Chris Liddell, deputy chief of staff for policy coordination at the White House, said the journey the government is on is “probably the biggest IT modernization” of all time, since it involves 2 million federal employees and updating technologies that in some cases are decades old.
Liddell, speaking alongside Collins Smee, said that the effort is “orders of magnitude bigger than past modernizations,” though he acknowledged that it builds on efforts of the Obama administration. Liddell formerly ran the White House’s American Technology Council and is a strategic member of the Office of American Innovation, serving as one of the administration’s point people on IT modernization.
Technology has evolved faster in the private sector than the government has been able to adopt new IT, Liddell said. “On a relative basis, we’re falling behind,” he added.
A key goal of the Trump administration is to set up the “institutional capacity that will effect change over the long term,” Liddell said.

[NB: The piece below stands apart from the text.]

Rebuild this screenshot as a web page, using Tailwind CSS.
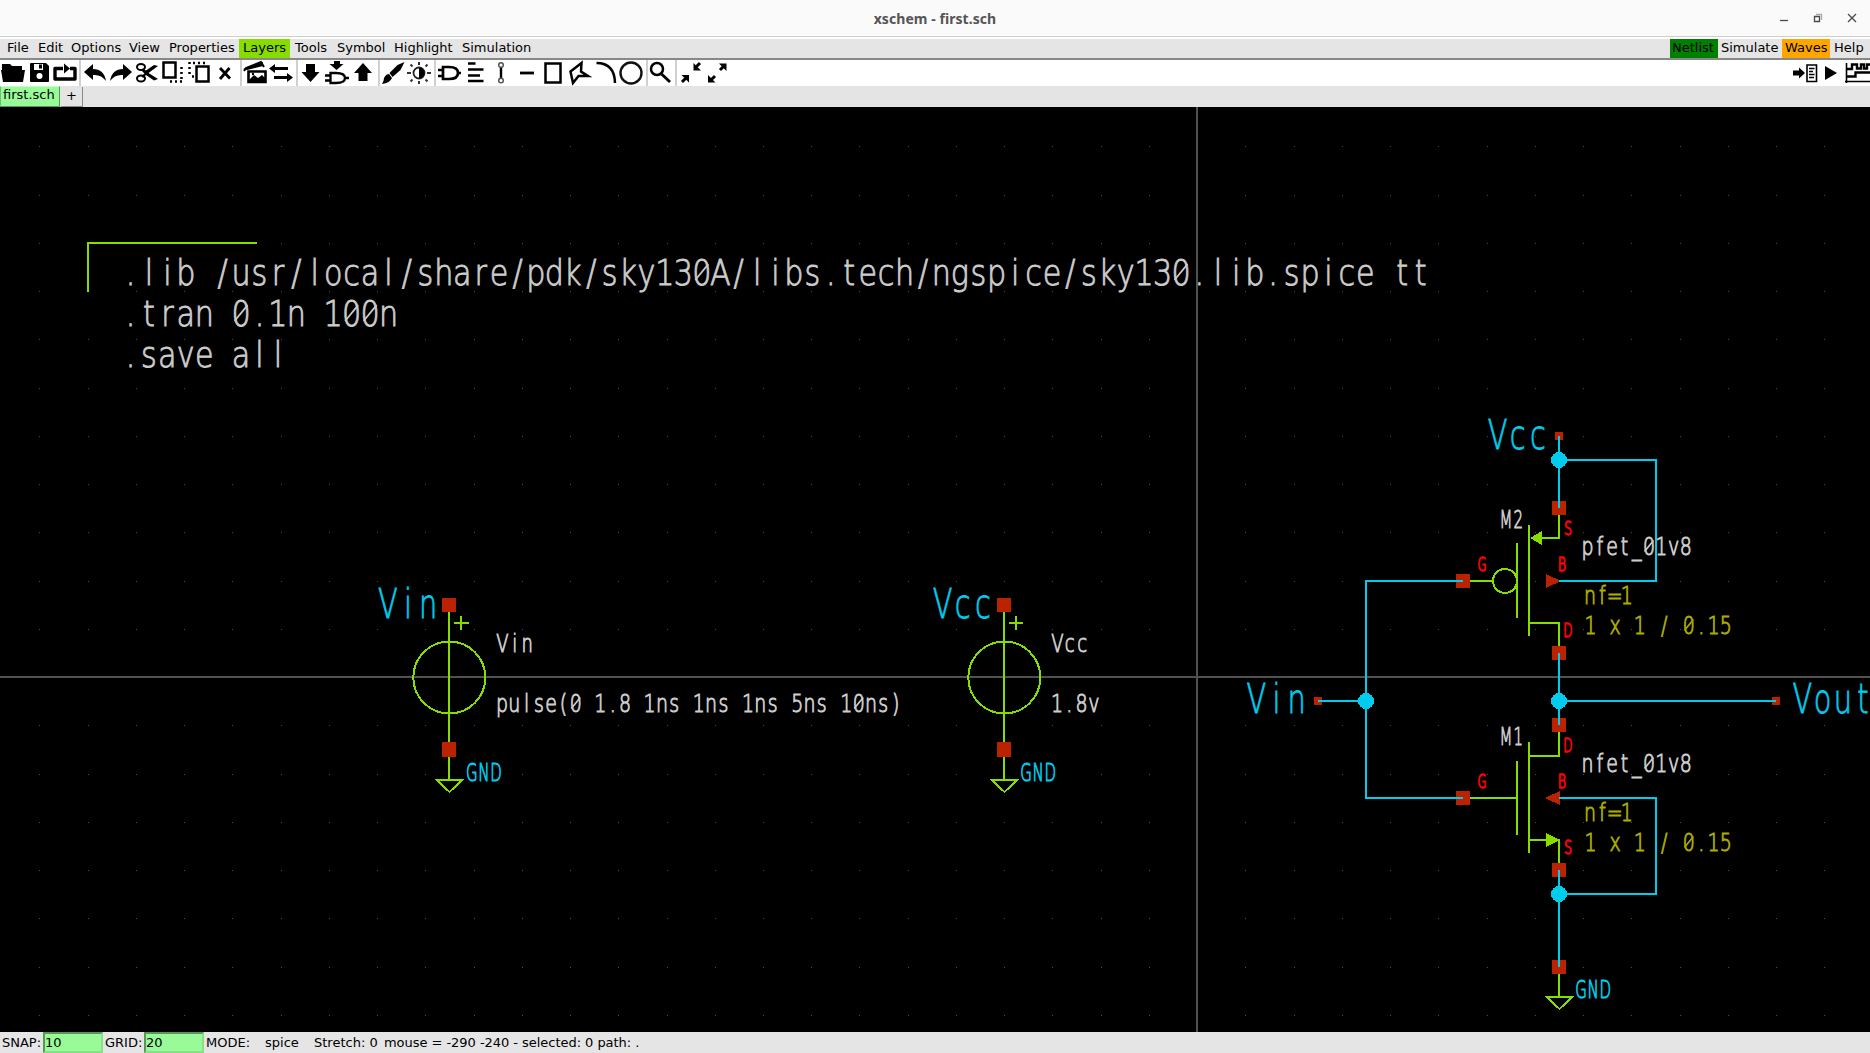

He noted that IT modernization is not something that is likely to be solved in a year or two, or even in an administration. That’s why the CoE model is critical, so that best practices can be spread across the government.
Collins Smee, who spent a dozen years in various rolls at IBM before coming into government in January 2017, said she wasn’t expecting to find the “caliber of technical talent” that exists in the government — people who are “incredibly smart and want to do good things.” The goal is to harness that power, she said.
The Goals of Federal IT Modernization
Liddell agreed that there are “lots of people doing great things” across the government to upgrade IT, but that they were “not necessarily coordinating with each other.” The Office of American Innovation set up weekly meetings last year with lots of stakeholders to coalesce around a common set of terminology, goals and objectives, Liddell said. Those efforts don’t change culture but enable it, he said.
Agencies should upgrade their technology so that they can update citizen-facing services, Liddell said. “The economics of what we do is important,” he said. “But if we did nothing else than make citizen-facing services better, that would be a huge contribution. If we can make their lives 5 to 10 percent better by digitizing services, or making digital services from 2005 more circa 2020, that would make the individual, average person’s life fundamentally better, and that would be a massive contribution.”
Collins Smee acknowledged that the government is “not going to bring in hordes of more IT people.” Agencies need to enhance the capabilities of IT workers who are already in place, and the CoEs are part of the effort to “get the outcomes citizens deserve,” she said.